Stated problem:
Only the lines from the start of the entries through the line with "h-[67px] w-[1550px] rounded-[7px]" are wanted; please output them exactly.
*** Recorded information
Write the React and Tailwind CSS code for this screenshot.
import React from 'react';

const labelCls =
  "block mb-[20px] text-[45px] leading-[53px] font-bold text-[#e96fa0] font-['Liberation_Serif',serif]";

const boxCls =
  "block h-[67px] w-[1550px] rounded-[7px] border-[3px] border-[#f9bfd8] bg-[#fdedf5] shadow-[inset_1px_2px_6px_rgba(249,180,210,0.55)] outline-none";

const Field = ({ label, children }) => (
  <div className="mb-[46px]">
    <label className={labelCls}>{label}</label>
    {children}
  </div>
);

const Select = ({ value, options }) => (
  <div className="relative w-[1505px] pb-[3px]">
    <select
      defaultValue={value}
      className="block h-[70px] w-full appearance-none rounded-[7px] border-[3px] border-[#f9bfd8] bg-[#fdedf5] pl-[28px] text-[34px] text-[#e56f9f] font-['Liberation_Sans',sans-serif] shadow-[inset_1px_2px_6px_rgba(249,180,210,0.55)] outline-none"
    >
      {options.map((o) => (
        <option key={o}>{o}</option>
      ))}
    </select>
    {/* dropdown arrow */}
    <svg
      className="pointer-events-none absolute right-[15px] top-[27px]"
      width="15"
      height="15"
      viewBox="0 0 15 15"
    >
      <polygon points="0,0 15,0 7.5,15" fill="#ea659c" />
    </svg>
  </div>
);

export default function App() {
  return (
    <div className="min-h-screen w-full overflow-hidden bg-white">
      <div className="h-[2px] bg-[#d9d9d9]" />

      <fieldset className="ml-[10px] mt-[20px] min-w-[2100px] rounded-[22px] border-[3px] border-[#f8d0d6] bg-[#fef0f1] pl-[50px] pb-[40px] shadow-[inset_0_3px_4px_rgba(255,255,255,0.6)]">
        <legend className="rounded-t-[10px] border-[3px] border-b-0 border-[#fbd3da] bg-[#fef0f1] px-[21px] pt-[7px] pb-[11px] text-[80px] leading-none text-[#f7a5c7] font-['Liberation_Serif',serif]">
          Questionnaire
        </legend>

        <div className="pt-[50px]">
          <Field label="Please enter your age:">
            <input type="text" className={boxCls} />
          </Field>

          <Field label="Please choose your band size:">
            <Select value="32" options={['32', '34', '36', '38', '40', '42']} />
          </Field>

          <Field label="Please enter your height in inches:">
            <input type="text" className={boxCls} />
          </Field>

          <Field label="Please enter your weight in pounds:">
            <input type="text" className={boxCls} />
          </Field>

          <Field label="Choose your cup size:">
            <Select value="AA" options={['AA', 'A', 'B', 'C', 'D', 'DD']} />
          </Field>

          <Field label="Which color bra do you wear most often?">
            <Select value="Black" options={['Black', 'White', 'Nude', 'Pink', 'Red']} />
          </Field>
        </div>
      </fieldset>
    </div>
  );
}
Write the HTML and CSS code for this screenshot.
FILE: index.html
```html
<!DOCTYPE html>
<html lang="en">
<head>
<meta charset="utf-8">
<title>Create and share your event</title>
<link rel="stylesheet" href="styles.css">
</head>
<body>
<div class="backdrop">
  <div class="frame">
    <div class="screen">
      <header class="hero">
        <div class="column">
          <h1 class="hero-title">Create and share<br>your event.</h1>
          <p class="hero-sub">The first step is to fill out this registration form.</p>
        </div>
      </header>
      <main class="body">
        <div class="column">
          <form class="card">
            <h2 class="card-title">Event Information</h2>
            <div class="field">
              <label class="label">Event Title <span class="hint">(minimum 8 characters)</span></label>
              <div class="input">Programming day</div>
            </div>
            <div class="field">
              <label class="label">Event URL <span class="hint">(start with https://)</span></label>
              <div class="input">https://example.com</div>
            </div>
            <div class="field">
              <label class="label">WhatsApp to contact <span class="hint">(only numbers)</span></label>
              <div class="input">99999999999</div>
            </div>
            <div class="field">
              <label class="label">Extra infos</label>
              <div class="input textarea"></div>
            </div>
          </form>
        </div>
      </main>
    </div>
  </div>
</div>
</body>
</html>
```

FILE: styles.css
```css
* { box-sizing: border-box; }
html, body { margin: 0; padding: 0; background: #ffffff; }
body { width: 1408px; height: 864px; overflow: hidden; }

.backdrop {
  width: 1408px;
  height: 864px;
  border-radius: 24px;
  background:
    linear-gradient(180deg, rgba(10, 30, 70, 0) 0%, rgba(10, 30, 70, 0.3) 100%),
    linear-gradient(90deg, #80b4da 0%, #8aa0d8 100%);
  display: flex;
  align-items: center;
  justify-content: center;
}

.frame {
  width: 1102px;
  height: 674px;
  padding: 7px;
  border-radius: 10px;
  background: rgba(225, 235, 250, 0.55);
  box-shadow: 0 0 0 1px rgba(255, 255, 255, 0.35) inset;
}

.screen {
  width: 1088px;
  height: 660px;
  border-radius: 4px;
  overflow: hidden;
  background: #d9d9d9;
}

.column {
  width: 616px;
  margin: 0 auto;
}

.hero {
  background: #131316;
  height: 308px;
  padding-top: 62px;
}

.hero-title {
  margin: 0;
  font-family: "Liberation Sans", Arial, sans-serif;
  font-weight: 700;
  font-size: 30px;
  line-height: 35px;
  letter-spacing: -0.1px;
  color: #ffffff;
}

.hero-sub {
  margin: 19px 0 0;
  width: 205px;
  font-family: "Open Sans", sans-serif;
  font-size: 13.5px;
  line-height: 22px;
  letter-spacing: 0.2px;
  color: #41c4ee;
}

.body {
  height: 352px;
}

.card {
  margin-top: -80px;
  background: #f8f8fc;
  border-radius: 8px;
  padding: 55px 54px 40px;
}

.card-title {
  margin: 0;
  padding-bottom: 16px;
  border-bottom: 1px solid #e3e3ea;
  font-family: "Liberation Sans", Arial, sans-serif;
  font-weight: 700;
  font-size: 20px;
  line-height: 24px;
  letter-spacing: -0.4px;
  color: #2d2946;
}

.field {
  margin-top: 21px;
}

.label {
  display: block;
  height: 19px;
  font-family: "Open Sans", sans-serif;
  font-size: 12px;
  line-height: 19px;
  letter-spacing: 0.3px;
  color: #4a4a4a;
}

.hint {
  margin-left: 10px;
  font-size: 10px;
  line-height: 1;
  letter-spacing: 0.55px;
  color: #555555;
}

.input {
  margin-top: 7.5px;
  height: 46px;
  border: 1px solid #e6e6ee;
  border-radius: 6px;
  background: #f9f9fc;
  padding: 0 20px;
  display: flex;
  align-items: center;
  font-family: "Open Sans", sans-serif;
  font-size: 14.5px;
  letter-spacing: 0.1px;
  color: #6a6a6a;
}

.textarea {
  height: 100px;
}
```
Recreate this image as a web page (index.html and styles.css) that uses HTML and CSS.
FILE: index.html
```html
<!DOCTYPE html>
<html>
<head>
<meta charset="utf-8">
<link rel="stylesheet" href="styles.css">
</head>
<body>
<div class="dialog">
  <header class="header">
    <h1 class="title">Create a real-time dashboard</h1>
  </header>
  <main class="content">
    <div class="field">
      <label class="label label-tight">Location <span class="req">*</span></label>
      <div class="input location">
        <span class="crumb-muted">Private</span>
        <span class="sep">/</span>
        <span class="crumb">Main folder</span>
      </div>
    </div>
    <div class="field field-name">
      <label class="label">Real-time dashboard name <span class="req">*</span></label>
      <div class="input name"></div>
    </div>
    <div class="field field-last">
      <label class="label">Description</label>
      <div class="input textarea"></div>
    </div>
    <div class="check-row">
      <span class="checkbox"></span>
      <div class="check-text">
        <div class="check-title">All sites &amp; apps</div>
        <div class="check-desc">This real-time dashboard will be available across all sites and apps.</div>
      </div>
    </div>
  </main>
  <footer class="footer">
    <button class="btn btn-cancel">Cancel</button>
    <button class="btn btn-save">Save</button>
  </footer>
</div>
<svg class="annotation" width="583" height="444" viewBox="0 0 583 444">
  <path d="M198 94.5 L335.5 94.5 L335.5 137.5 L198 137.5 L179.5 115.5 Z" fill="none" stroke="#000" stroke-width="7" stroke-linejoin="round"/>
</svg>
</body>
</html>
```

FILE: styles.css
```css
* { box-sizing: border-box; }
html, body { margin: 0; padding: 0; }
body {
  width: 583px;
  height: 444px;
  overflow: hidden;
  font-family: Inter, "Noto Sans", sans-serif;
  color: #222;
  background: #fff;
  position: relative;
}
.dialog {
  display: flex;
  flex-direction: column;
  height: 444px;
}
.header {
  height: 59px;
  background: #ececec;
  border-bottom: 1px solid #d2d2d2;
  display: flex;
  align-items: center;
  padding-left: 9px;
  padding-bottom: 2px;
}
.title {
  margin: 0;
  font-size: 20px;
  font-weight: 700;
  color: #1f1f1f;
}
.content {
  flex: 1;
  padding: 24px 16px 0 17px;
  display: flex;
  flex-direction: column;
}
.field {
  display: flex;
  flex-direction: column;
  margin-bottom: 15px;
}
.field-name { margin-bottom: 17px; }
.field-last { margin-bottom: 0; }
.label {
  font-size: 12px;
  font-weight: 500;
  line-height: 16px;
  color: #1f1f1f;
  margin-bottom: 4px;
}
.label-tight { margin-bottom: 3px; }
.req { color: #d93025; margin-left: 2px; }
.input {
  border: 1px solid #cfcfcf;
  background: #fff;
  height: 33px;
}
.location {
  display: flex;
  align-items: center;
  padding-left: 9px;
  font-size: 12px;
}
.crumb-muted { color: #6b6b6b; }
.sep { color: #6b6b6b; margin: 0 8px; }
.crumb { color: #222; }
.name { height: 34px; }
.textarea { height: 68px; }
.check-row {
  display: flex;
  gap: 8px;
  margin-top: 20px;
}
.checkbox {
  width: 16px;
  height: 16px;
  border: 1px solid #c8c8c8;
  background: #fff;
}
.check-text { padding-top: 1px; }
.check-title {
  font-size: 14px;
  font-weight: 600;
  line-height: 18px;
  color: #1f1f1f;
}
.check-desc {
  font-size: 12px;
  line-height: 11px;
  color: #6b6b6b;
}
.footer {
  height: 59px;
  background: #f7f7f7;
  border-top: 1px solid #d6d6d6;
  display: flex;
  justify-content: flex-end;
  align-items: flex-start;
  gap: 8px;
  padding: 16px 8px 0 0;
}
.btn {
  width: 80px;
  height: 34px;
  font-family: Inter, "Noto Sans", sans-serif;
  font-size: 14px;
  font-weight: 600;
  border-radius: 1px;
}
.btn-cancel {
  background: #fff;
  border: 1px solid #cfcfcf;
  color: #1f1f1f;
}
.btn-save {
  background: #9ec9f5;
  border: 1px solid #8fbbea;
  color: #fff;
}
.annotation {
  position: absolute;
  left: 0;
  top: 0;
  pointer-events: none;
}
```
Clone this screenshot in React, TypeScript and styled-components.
******
Solution to the exercise:
Write the React and Tailwind CSS code for this screenshot.
import React from 'react';

const labelCls =
  "block mb-[20px] text-[45px] leading-[53px] font-bold text-[#e96fa0] font-['Liberation_Serif',serif]";

const boxCls =
  "block h-[67px] w-[1550px] rounded-[7px] border-[3px] border-[#f9bfd8] bg-[#fdedf5] shadow-[inset_1px_2px_6px_rgba(249,180,210,0.55)] outline-none";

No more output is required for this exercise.